The Soldier at the Western Front – The Use of Automatic Weapons
Source 5: Poster of 08/15 (1954)
The 08/15 machine gun was a rationalization project of the royal fabrications bureau for Infantry in Spandau, a predecessor of the German Institute for Standardization. The standardized single parts of the 08/15 therefore could be manufactured in different companies. Even the assembly of the delivered weapons have been realized in different places: Until the end of 1918 the „Gewehrfabrik Spandau“ had delivered 50,000 and the „Gewehrfabrik Erfurt“ 33,000 units. Besides the „Maschinenfabrik Augsburg-Nürnberg (M.A.N)“ had produced 14.000, „Siemens & Halske“ 13,000. „Sauer & Sohn“ in Suhl 11.000, the „Rheinische Maschinen- und Metallwarenfabrik (Rheinmetall)“ 7,000 and the „Deutschen Waffen- und Munitionsfabriken“ in Berlin 2,000 units of the machine gun 08/15. Since then the classification „Nullachtfünfzehn“ (trans.: Zeroeightfifteen) became synonymous for something ordinary, average, mediocre or outdated in colloquial German.
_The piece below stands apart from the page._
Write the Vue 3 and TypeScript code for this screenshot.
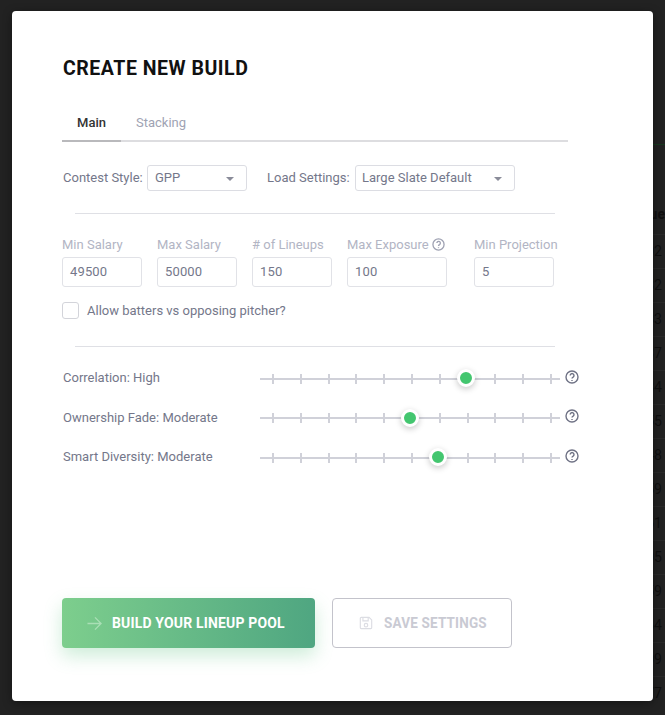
<script setup lang="ts">
const sliders = [
  { label: 'Correlation: High', pos: 206 },
  { label: 'Ownership Fade: Moderate', pos: 150 },
  { label: 'Smart Diversity: Moderate', pos: 178 },
]
const ticks = Array.from({ length: 11 }, (_, i) => i)
const fields = [
  { label: 'Min Salary', value: '49500', cls: 'w80' },
  { label: 'Max Salary', value: '50000', cls: 'w80' },
  { label: '# of Lineups', value: '150', cls: 'w80' },
  { label: 'Max Exposure', value: '100', cls: 'w100', help: true },
  { label: 'Min Projection', value: '5', cls: 'w80' },
]
const behindRows = ['02', '82', '83', '37', '84', '55', '48', '59', '61', '05', '59', '64', '09', '77']
</script>

<template>
  <div class="backdrop">
    <div class="behind">
      <div class="behind-accent"></div>
      <div class="behind-head">Value</div>
      <div v-for="(r, i) in behindRows" :key="i" class="behind-row">{{ r }}</div>
    </div>
    <main class="modal">
      <h1 class="title">CREATE NEW BUILD</h1>
      <nav class="tabs">
        <span class="tab active">Main</span>
        <span class="tab">Stacking</span>
      </nav>
      <section class="selects">
        <span class="sel-label">Contest Style:</span>
        <div class="select gpp"><span>GPP</span><i class="caret"></i></div>
        <span class="sel-label load">Load Settings:</span>
        <div class="select slate"><span>Large Slate Default</span><i class="caret"></i></div>
      </section>
      <hr class="divider first" />
      <section class="fields">
        <div v-for="f in fields" :key="f.label" class="field" :class="f.cls">
          <label class="field-label">
            {{ f.label }}
            <svg v-if="f.help" class="help small" viewBox="0 0 14 14">
              <circle cx="7" cy="7" r="6" />
              <path d="M5.2 5.5a1.9 1.9 0 1 1 2.9 1.6c-.7.4-1.1.8-1.1 1.5" />
              <path d="M7 10v.9" />
            </svg>
          </label>
          <div class="input">{{ f.value }}</div>
        </div>
      </section>
      <div class="check-row">
        <span class="checkbox"></span>
        <span>Allow batters vs opposing pitcher?</span>
      </div>
      <hr class="divider second" />
      <section class="sliders">
        <div v-for="s in sliders" :key="s.label" class="slider-row">
          <span class="slider-label">{{ s.label }}</span>
          <div class="track">
            <span v-for="t in ticks" :key="t" class="tick"></span>
            <span class="thumb" :style="{ left: s.pos + 'px' }"></span>
          </div>
          <svg class="help" viewBox="0 0 14 14">
            <circle cx="7" cy="7" r="6" />
            <path d="M5.2 5.5a1.9 1.9 0 1 1 2.9 1.6c-.7.4-1.1.8-1.1 1.5" />
            <path d="M7 10v.9" />
          </svg>
        </div>
      </section>
      <footer class="actions">
        <button class="btn primary">
          <svg class="arrow" viewBox="0 0 16 16">
            <path d="M0.5 8H15M8.5 1.5 15 8l-6.5 6.5" />
          </svg>
          <span class="btn-text build">BUILD YOUR LINEUP POOL</span>
        </button>
        <button class="btn secondary">
          <svg class="disk" viewBox="0 0 16 16">
            <path d="M1.5 2.5a1 1 0 0 1 1-1h9l3 3v9a1 1 0 0 1-1 1h-11a1 1 0 0 1-1-1z" />
            <path d="M4.5 1.5v4h6v-4" />
            <circle cx="8" cy="10.5" r="2" />
          </svg>
          <span class="btn-text save">SAVE SETTINGS</span>
        </button>
      </footer>
    </main>
  </div>
</template>

<style>
html, body { margin: 0; background: #222222; }
</style>

<style scoped>
.backdrop {
  position: relative;
  width: 665px;
  height: 715px;
  box-sizing: border-box;
  padding: 11px 12px 14px;
  background: #222222;
  overflow: hidden;
  font-family: Roboto, "Liberation Sans", sans-serif;
}
.behind {
  position: absolute;
  top: 144px;
  left: 600px;
  width: 65px;
  text-align: right;
  font-size: 14px;
  color: #101010;
}
.behind-accent { height: 1px; background: #17391f; }
.behind-head {
  height: 16px;
  padding: 61px 0 12px;
  line-height: 16px;
  font-weight: 700;
}
.behind-row {
  height: 33px;
  line-height: 32px;
  padding-right: 3px;
  border-top: 1px solid #2a2a2a;
}
.modal {
  position: relative;
  width: 641px;
  height: 690px;
  box-sizing: border-box;
  padding: 45px 50px 0;
  background: #fff;
  border-radius: 4px;
  box-shadow: 0 2px 10px rgba(0, 0, 0, .4);
}
.title {
  margin: 0 0 0 1px;
  font-size: 21px;
  line-height: 24px;
  font-weight: 700;
  color: #111;
  letter-spacing: 0.55px;
  transform: scaleX(.93);
  transform-origin: left center;
}
.tabs {
  display: flex;
  width: 506px;
  height: 32px;
  margin-top: 28px;
  border-bottom: 2px solid #dddde0;
}
.tab {
  width: 59px;
  box-sizing: border-box;
  padding-top: 7px;
  text-align: center;
  font-size: 13px;
  line-height: 16px;
  color: #a0a3b3;
  margin-bottom: -2px;
}
.tab.active {
  font-weight: 500;
  color: #333;
  border-bottom: 2px solid #b9b9bc;
}
.tab + .tab { margin-left: 5px; width: 70px; }
.selects {
  display: flex;
  align-items: center;
  height: 26px;
  margin-top: 23px;
  font-size: 13px;
  color: #74778a;
}
.sel-label { margin: 0 0 2px 1px; width: 84px; }
.sel-label.load { margin-left: 20px; width: 88px; }
.select {
  display: flex;
  align-items: center;
  justify-content: space-between;
  box-sizing: border-box;
  height: 26px;
  padding: 0 12px 2px 7px;
  border: 1px solid #dcdde3;
  border-radius: 3px;
  color: #74778a;
}
.select.gpp { width: 100px; }
.select.slate { width: 160px; padding-left: 6px; }
.caret {
  width: 0;
  height: 0;
  border-left: 4px solid transparent;
  border-right: 4px solid transparent;
  border-top: 4px solid #8a8c99;
  margin-top: 4px;
}
.divider {
  height: 1px;
  width: 480px;
  margin: 0 0 0 13px;
  border: 0;
  background: #dfe0e5;
}
.divider.first { margin-top: 22px; }
.divider.second { margin-top: 27px; }
.fields {
  display: flex;
  margin-top: 23px;
}
.field { margin-right: 15px; flex: none; }
.field:nth-child(4) { margin-right: 27px; }
.field.w80 { width: 80px; }
.field.w100 { width: 100px; }
.field-label {
  display: flex;
  align-items: center;
  gap: 3px;
  height: 15px;
  margin-bottom: 5px;
  font-size: 13px;
  line-height: 15px;
  white-space: nowrap;
  color: #b2b5c4;
}
.input {
  box-sizing: border-box;
  height: 30px;
  padding: 0 7px;
  line-height: 28px;
  font-size: 13px;
  letter-spacing: .15px;
  color: #74778a;
  border: 1px solid #e1e2e7;
  border-radius: 3px;
}
.check-row {
  display: flex;
  align-items: center;
  gap: 8px;
  height: 17px;
  margin-top: 15px;
  font-size: 13px;
  color: #74778a;
}
.checkbox {
  box-sizing: border-box;
  width: 17px;
  height: 17px;
  border: 1px solid #d3d4da;
  border-radius: 3px;
}
.sliders {
  display: flex;
  flex-direction: column;
  gap: 24.5px;
  margin-top: 23px;
}
.slider-row {
  display: flex;
  align-items: center;
  height: 15px;
}
.slider-label {
  width: 197px;
  margin-left: 1px;
  font-size: 13px;
  color: #74778a;
  white-space: nowrap;
}
.track {
  position: relative;
  display: flex;
  align-items: center;
  justify-content: space-between;
  box-sizing: border-box;
  width: 300px;
  height: 10px;
  margin-top: 2px;
  padding: 0 8px 0 12px;
  background: linear-gradient(#d0d1d9, #d0d1d9) center / 100% 2px no-repeat;
}
.tick { width: 2px; height: 10px; background: #d0d1d9; }
.thumb {
  position: absolute;
  top: 50%;
  width: 12px;
  height: 12px;
  margin: -9.5px 0 0 -9.5px;
  background: #43c66f;
  border: 3.5px solid #fff;
  border-radius: 50%;
  box-shadow: 0 2px 6px rgba(0, 0, 0, .22);
}
.help {
  width: 14px;
  height: 14px;
  margin: -2px 0 0 5px;
  fill: none;
  stroke: #6f7285;
  stroke-width: 1.4;
}
.help.small {
  width: 13px;
  height: 13px;
  margin: 0;
  stroke: #9ea1b2;
}
.actions {
  display: flex;
  gap: 17px;
  margin-top: 134px;
}
.btn {
  display: flex;
  align-items: center;
  box-sizing: border-box;
  height: 50px;
  padding: 0;
  font-family: Roboto, "Liberation Sans", sans-serif;
  font-size: 15px;
  font-weight: 700;
  letter-spacing: .2px;
  border-radius: 4px;
  white-space: nowrap;
}
.btn-text { transform-origin: left center; }
.btn-text.build { transform: scaleX(.93); }
.btn-text.save { transform: scaleX(.9); }
.primary {
  width: 253px;
  padding-left: 25px;
  gap: 10px;
  color: #fff;
  border: 0;
  background: linear-gradient(90deg, #7dce8d, #4fa681);
  box-shadow: 0 8px 18px rgba(80, 190, 120, .28);
}
.secondary {
  width: 180px;
  padding-left: 26px;
  gap: 11px;
  color: #c9cad3;
  background: #fff;
  border: 1px solid #c3c3cb;
}
.arrow {
  width: 15px;
  height: 15px;
  fill: none;
  stroke: #a9dfb5;
  stroke-width: 1.4;
}
.disk {
  width: 14px;
  height: 14px;
  fill: none;
  stroke: #dcdde3;
  stroke-width: 1.3;
}
</style>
The expression could trace back to the tedious routine the soldiers had to follow when they have been trained on the weapon. Pejorative extensions of meaning indicate that the quality of material declined in the course of the war, while malfunctioning of the weapon increased. Since 1936 the stench of inferiority got stuck to the 08/15 when the regular army replaced it with the follow-up model and the reserve- and territorial troops were equipped with the 08/15.
After the Second World War the writer Hans Hellmut Kirst (1914-1989) made the term popular with his trilogy of novels “08/15” (publ. 1954) one of the first bestselling novels in the new Federal Republic of Germany, which was also turned into movies. For Kirst the term represents the tedious drill in the Tradition of Prussian militarism.